The best way is to return them to the soil somehow. Large animals (sheep, goats, horses) just love to eat prunings (especially if they still have green leaves on them), and will often break them down enough to put the remains straight into a compost pile.

Now that we have Tessa’s in-house micro-dairy here on the farm as part of the Harcourt Organic Farming Co-op, the prunings go straight to a bunch of cows who think fruit tree prunings are a high treat!

Another great technique is to chip the prunings. You can either leave them in a pile to age and then put them back on the trees, or put them into a compost pile. Learning how to make your own compost is one of the “must-have” techniques for all gardeners that are serious about growing their own food. It’s really hard to find good quality compost to buy (not to mention quite expensive, as it’s something you need to apply regularly), plus it’s one of the best ways to capture the nutrients from your garden ‘waste’ and return them to the soil. If compost-making is still a mystery (or keeps going wrong), our Compost That Works online short course will get you on the right path.

Larger prunings also make good kindling or firewood, or can be turned into biochar using one of the techniques we’ve described in other blogs, so there’s really no need to waste anything!

2 thoughts on “What to do with prunings?”

  1. What about Hugel Kulture? Think that’s how you spell it. Can use largish tree cuttings and make a bed but you need compost etc to fill in gaps. can leave it to settle and break down or plant with things maybe pumpkin type to clamber over it? Stuff on youtube to show how to do it.

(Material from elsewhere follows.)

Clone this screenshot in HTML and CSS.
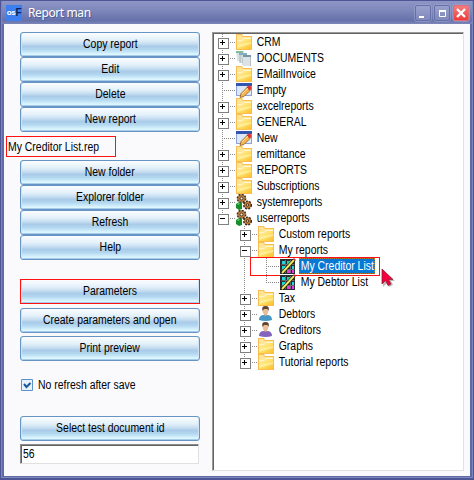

    1. Hi Chris, yes, that’s another great technique for returning organic matter to the soil and one we’ve used at times on the farm – more by default than design, it has to be said! It tends to suit more one-off situations, and you need enough land to keep creating the beds because they can take quite a while to break down, so it might not be the best option for dealing with regular prunings, but a good one to have in the mix for sure.